Stored data entries

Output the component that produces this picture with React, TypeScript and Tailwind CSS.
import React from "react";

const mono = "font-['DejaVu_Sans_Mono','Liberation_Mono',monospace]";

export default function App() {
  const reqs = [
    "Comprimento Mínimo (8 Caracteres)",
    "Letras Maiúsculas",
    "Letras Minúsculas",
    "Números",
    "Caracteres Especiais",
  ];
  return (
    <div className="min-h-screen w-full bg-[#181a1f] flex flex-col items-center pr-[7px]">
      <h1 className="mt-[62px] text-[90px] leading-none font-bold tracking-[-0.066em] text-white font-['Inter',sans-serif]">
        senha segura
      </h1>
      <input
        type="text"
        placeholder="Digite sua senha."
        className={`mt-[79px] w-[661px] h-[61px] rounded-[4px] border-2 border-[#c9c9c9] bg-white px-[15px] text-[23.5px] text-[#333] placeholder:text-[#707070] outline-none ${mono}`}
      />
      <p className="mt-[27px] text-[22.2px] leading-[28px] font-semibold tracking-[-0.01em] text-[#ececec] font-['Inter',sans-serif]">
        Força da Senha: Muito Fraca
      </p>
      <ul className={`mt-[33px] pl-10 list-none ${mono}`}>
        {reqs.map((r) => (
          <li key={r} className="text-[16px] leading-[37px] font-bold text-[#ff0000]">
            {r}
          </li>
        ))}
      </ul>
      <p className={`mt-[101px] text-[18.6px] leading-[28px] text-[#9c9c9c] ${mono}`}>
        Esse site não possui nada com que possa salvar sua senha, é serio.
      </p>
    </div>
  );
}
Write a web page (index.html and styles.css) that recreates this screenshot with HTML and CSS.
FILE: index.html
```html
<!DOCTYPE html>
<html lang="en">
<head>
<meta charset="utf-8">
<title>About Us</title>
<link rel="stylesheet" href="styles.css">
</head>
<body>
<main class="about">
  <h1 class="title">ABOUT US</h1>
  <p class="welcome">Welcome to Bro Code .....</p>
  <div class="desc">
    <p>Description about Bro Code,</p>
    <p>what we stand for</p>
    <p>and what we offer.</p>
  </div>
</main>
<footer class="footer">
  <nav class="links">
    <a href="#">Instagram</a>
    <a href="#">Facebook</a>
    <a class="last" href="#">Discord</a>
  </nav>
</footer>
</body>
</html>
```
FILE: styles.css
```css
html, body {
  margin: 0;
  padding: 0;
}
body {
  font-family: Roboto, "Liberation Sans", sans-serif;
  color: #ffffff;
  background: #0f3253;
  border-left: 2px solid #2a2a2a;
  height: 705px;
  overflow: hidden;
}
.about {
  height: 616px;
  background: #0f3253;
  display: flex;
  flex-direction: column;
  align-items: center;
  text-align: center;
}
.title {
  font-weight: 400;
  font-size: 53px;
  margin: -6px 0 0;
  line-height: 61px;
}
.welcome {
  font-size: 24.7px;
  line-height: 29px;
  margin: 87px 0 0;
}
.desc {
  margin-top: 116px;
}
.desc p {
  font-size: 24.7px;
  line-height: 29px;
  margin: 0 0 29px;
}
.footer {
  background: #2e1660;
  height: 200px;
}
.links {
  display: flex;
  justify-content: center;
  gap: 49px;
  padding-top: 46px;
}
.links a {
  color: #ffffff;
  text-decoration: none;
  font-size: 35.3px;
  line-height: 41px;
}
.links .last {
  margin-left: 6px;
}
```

[WORK TO COMPLETE] Can you give every line above again, exactly as written?

[REPLY TO THE EXERCISE]
Output the component that produces this picture with React, TypeScript and Tailwind CSS.
import React from "react";

const mono = "font-['DejaVu_Sans_Mono','Liberation_Mono',monospace]";

export default function App() {
  const reqs = [
    "Comprimento Mínimo (8 Caracteres)",
    "Letras Maiúsculas",
    "Letras Minúsculas",
    "Números",
    "Caracteres Especiais",
  ];
  return (
    <div className="min-h-screen w-full bg-[#181a1f] flex flex-col items-center pr-[7px]">
      <h1 className="mt-[62px] text-[90px] leading-none font-bold tracking-[-0.066em] text-white font-['Inter',sans-serif]">
        senha segura
      </h1>
      <input
        type="text"
        placeholder="Digite sua senha."
        className={`mt-[79px] w-[661px] h-[61px] rounded-[4px] border-2 border-[#c9c9c9] bg-white px-[15px] text-[23.5px] text-[#333] placeholder:text-[#707070] outline-none ${mono}`}
      />
      <p className="mt-[27px] text-[22.2px] leading-[28px] font-semibold tracking-[-0.01em] text-[#ececec] font-['Inter',sans-serif]">
        Força da Senha: Muito Fraca
      </p>
      <ul className={`mt-[33px] pl-10 list-none ${mono}`}>
        {reqs.map((r) => (
          <li key={r} className="text-[16px] leading-[37px] font-bold text-[#ff0000]">
            {r}
          </li>
        ))}
      </ul>
      <p className={`mt-[101px] text-[18.6px] leading-[28px] text-[#9c9c9c] ${mono}`}>
        Esse site não possui nada com que possa salvar sua senha, é serio.
      </p>
    </div>
  );
}
Write a web page (index.html and styles.css) that recreates this screenshot with HTML and CSS.
FILE: index.html
```html
<!DOCTYPE html>
<html lang="en">
<head>
<meta charset="utf-8">
<title>About Us</title>
<link rel="stylesheet" href="styles.css">
</head>
<body>
<main class="about">
  <h1 class="title">ABOUT US</h1>
  <p class="welcome">Welcome to Bro Code .....</p>
  <div class="desc">
    <p>Description about Bro Code,</p>
    <p>what we stand for</p>
    <p>and what we offer.</p>
  </div>
</main>
<footer class="footer">
  <nav class="links">
    <a href="#">Instagram</a>
    <a href="#">Facebook</a>
    <a class="last" href="#">Discord</a>
  </nav>
</footer>
</body>
</html>
```
FILE: styles.css
```css
html, body {
  margin: 0;
  padding: 0;
}
body {
  font-family: Roboto, "Liberation Sans", sans-serif;
  color: #ffffff;
  background: #0f3253;
  border-left: 2px solid #2a2a2a;
  height: 705px;
  overflow: hidden;
}
.about {
  height: 616px;
  background: #0f3253;
  display: flex;
  flex-direction: column;
  align-items: center;
  text-align: center;
}
.title {
  font-weight: 400;
  font-size: 53px;
  margin: -6px 0 0;
  line-height: 61px;
}
.welcome {
  font-size: 24.7px;
  line-height: 29px;
  margin: 87px 0 0;
}
.desc {
  margin-top: 116px;
}
.desc p {
  font-size: 24.7px;
  line-height: 29px;
  margin: 0 0 29px;
}
.footer {
  background: #2e1660;
  height: 200px;
}
.links {
  display: flex;
  justify-content: center;
  gap: 49px;
  padding-top: 46px;
}
.links a {
  color: #ffffff;
  text-decoration: none;
  font-size: 35.3px;
  line-height: 41px;
}
.links .last {
  margin-left: 6px;
}
```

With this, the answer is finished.